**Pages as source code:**

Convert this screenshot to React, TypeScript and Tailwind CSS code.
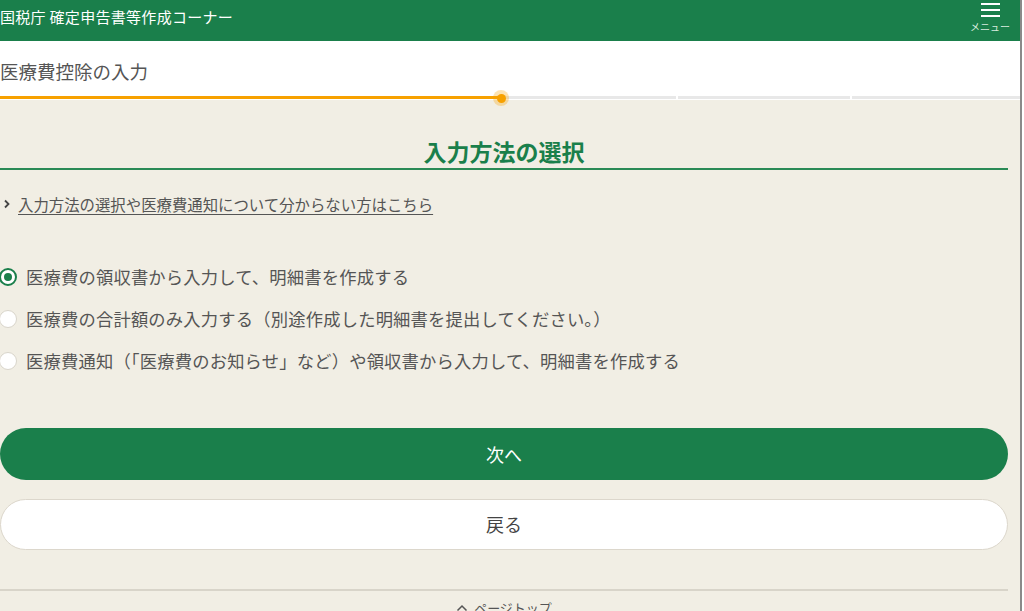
import React, { useState } from "react"

const font = { fontFamily: '"Noto Sans CJK JP", "Noto Sans", sans-serif' }

const options = [
  "医療費の領収書から入力して、明細書を作成する",
  "医療費の合計額のみ入力する（別途作成した明細書を提出してください。）",
  "医療費通知（「医療費のお知らせ」など）や領収書から入力して、明細書を作成する",
]

function Radio({ checked }: { checked: boolean }) {
  return (
    <span
      className={
        checked
          ? "flex h-[18px] w-[18px] shrink-0 items-center justify-center rounded-full border-2 border-[#1a7f4b] bg-white"
          : "flex h-[18px] w-[18px] shrink-0 items-center justify-center rounded-full border border-[#d9d5cb] bg-white"
      }
    >
      {checked && <span className="h-[8px] w-[8px] rounded-full bg-[#1a7f4b]" />}
    </span>
  )
}

export default function App() {
  const [selected, setSelected] = useState(0)

  return (
    <div className="h-[611px] w-[1024px] overflow-hidden bg-white" style={font}>
      <div className="h-[611px] w-[1022px] border-r-2 border-[#8a8a8a] bg-[#f1eee4]">
        {/* header */}
        <header className="flex h-[41px] items-start justify-between bg-[#1a7f4b] text-white">
          <div className="pt-[6px] text-[15px] leading-[22px] tracking-[0.3px]">
            国税庁 確定申告書等作成コーナー
          </div>
          <button className="mr-[10px] flex flex-col items-center pt-[2px]">
            <span className="flex flex-col gap-[4px] pt-[1px]">
              <span className="block h-[2px] w-[19px] bg-white" />
              <span className="block h-[2px] w-[19px] bg-white" />
              <span className="block h-[2px] w-[19px] bg-white" />
            </span>
            <span className="mt-[3px] text-[10px] leading-[14px] text-[#d8ecdf]">メニュー</span>
          </button>
        </header>

        {/* page title */}
        <div className="flex h-[55px] items-center bg-white pt-[6px] text-[18.5px] text-[#555]">
          医療費控除の入力
        </div>

        {/* progress */}
        <div className="relative flex h-[4px] bg-white">
          <div className="h-[3px] w-[676px] bg-[#e8e8e8]" />
          <div className="ml-[2px] h-[3px] w-[172px] bg-[#e8e8e8]" />
          <div className="ml-[2px] h-[3px] flex-1 bg-[#e8e8e8]" />
          <div className="absolute left-0 top-0 h-[3px] w-[500px] bg-[#f7a100]" />
          <div className="absolute left-[493px] top-[-6px] flex h-[16px] w-[16px] items-center justify-center rounded-full bg-[#f7a100]/30">
            <div className="h-[9px] w-[9px] rounded-full bg-[#f7a100]" />
          </div>
        </div>

        {/* main */}
        <main className="w-[1008px]">
          <h2 className="mt-[36px] border-b-2 border-[#2a8a55] pb-[2px] text-center text-[23px] font-bold leading-[30px] text-[#1a7f4b]">
            入力方法の選択
          </h2>

          <a className="mt-[23px] flex items-center text-[15.4px] leading-[22px] text-[#555]">
            <svg width="8" height="10" viewBox="0 0 8 10" className="ml-[3px] mr-[7px]">
              <path d="M2 1.5 L5.5 5 L2 8.5" fill="none" stroke="#444" strokeWidth="1.8" />
            </svg>
            <span className="underline underline-offset-[3px]">
              入力方法の選択や医療費通知について分からない方はこちら
            </span>
          </a>

          <div className="mt-[50px] flex flex-col gap-[18px]">
            {options.map((o, i) => (
              <label
                key={i}
                className="-ml-[1px] flex h-[24px] cursor-pointer items-center gap-[9px] text-[17.3px] tracking-[0.2px] text-[#555]"
                onClick={() => setSelected(i)}
              >
                <Radio checked={selected === i} />
                <span>{o}</span>
              </label>
            ))}
          </div>

          <button className="mt-[55px] flex h-[52px] w-full items-center justify-center rounded-full bg-[#1a7f4b] text-[18px] text-white">
            次へ
          </button>
          <button className="mt-[19px] flex h-[51px] w-full items-center justify-center rounded-full border border-[#dcd7cc] bg-white text-[18px] text-[#444]">
            戻る
          </button>

          <div className="mt-[39px] border-t-2 border-[#d8d4c9]" />
          <div className="mt-[8px] flex items-center justify-center gap-[6px] text-[13px] leading-[18px] text-[#555]">
            <svg width="12" height="8" viewBox="0 0 12 8">
              <path d="M1.5 6.5 L6 2 L10.5 6.5" fill="none" stroke="#555" strokeWidth="1.5" />
            </svg>
            ページトップ
          </div>
        </main>
      </div>
    </div>
  )
}
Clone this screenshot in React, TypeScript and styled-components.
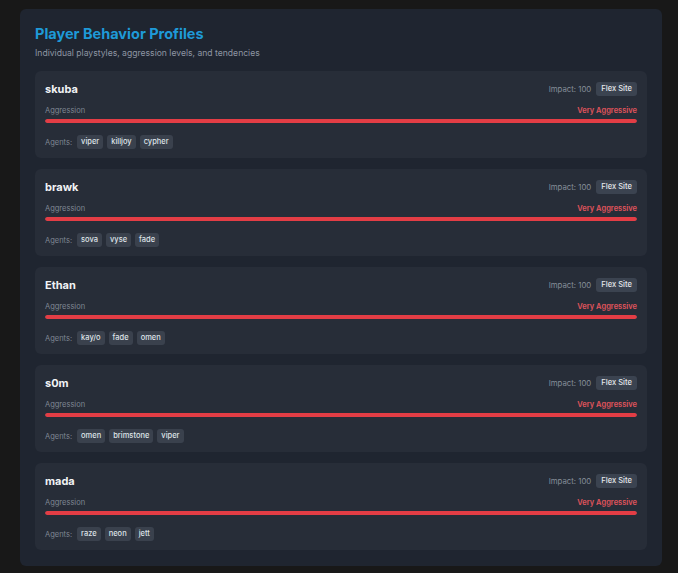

**Exercise goal:**
Each entry must be retyped word for word, with every image omitted.

**Reply to the task:**
Convert this screenshot to React, TypeScript and Tailwind CSS code.
import React, { useState } from "react"

const font = { fontFamily: '"Noto Sans CJK JP", "Noto Sans", sans-serif' }

const options = [
  "医療費の領収書から入力して、明細書を作成する",
  "医療費の合計額のみ入力する（別途作成した明細書を提出してください。）",
  "医療費通知（「医療費のお知らせ」など）や領収書から入力して、明細書を作成する",
]

function Radio({ checked }: { checked: boolean }) {
  return (
    <span
      className={
        checked
          ? "flex h-[18px] w-[18px] shrink-0 items-center justify-center rounded-full border-2 border-[#1a7f4b] bg-white"
          : "flex h-[18px] w-[18px] shrink-0 items-center justify-center rounded-full border border-[#d9d5cb] bg-white"
      }
    >
      {checked && <span className="h-[8px] w-[8px] rounded-full bg-[#1a7f4b]" />}
    </span>
  )
}

export default function App() {
  const [selected, setSelected] = useState(0)

  return (
    <div className="h-[611px] w-[1024px] overflow-hidden bg-white" style={font}>
      <div className="h-[611px] w-[1022px] border-r-2 border-[#8a8a8a] bg-[#f1eee4]">
        {/* header */}
        <header className="flex h-[41px] items-start justify-between bg-[#1a7f4b] text-white">
          <div className="pt-[6px] text-[15px] leading-[22px] tracking-[0.3px]">
            国税庁 確定申告書等作成コーナー
          </div>
          <button className="mr-[10px] flex flex-col items-center pt-[2px]">
            <span className="flex flex-col gap-[4px] pt-[1px]">
              <span className="block h-[2px] w-[19px] bg-white" />
              <span className="block h-[2px] w-[19px] bg-white" />
              <span className="block h-[2px] w-[19px] bg-white" />
            </span>
            <span className="mt-[3px] text-[10px] leading-[14px] text-[#d8ecdf]">メニュー</span>
          </button>
        </header>

        {/* page title */}
        <div className="flex h-[55px] items-center bg-white pt-[6px] text-[18.5px] text-[#555]">
          医療費控除の入力
        </div>

        {/* progress */}
        <div className="relative flex h-[4px] bg-white">
          <div className="h-[3px] w-[676px] bg-[#e8e8e8]" />
          <div className="ml-[2px] h-[3px] w-[172px] bg-[#e8e8e8]" />
          <div className="ml-[2px] h-[3px] flex-1 bg-[#e8e8e8]" />
          <div className="absolute left-0 top-0 h-[3px] w-[500px] bg-[#f7a100]" />
          <div className="absolute left-[493px] top-[-6px] flex h-[16px] w-[16px] items-center justify-center rounded-full bg-[#f7a100]/30">
            <div className="h-[9px] w-[9px] rounded-full bg-[#f7a100]" />
          </div>
        </div>

        {/* main */}
        <main className="w-[1008px]">
          <h2 className="mt-[36px] border-b-2 border-[#2a8a55] pb-[2px] text-center text-[23px] font-bold leading-[30px] text-[#1a7f4b]">
            入力方法の選択
          </h2>

          <a className="mt-[23px] flex items-center text-[15.4px] leading-[22px] text-[#555]">
            <svg width="8" height="10" viewBox="0 0 8 10" className="ml-[3px] mr-[7px]">
              <path d="M2 1.5 L5.5 5 L2 8.5" fill="none" stroke="#444" strokeWidth="1.8" />
            </svg>
            <span className="underline underline-offset-[3px]">
              入力方法の選択や医療費通知について分からない方はこちら
            </span>
          </a>

          <div className="mt-[50px] flex flex-col gap-[18px]">
            {options.map((o, i) => (
              <label
                key={i}
                className="-ml-[1px] flex h-[24px] cursor-pointer items-center gap-[9px] text-[17.3px] tracking-[0.2px] text-[#555]"
                onClick={() => setSelected(i)}
              >
                <Radio checked={selected === i} />
                <span>{o}</span>
              </label>
            ))}
          </div>

          <button className="mt-[55px] flex h-[52px] w-full items-center justify-center rounded-full bg-[#1a7f4b] text-[18px] text-white">
            次へ
          </button>
          <button className="mt-[19px] flex h-[51px] w-full items-center justify-center rounded-full border border-[#dcd7cc] bg-white text-[18px] text-[#444]">
            戻る
          </button>

          <div className="mt-[39px] border-t-2 border-[#d8d4c9]" />
          <div className="mt-[8px] flex items-center justify-center gap-[6px] text-[13px] leading-[18px] text-[#555]">
            <svg width="12" height="8" viewBox="0 0 12 8">
              <path d="M1.5 6.5 L6 2 L10.5 6.5" fill="none" stroke="#555" strokeWidth="1.5" />
            </svg>
            ページトップ
          </div>
        </main>
      </div>
    </div>
  )
}
Clone this screenshot in React, TypeScript and styled-components.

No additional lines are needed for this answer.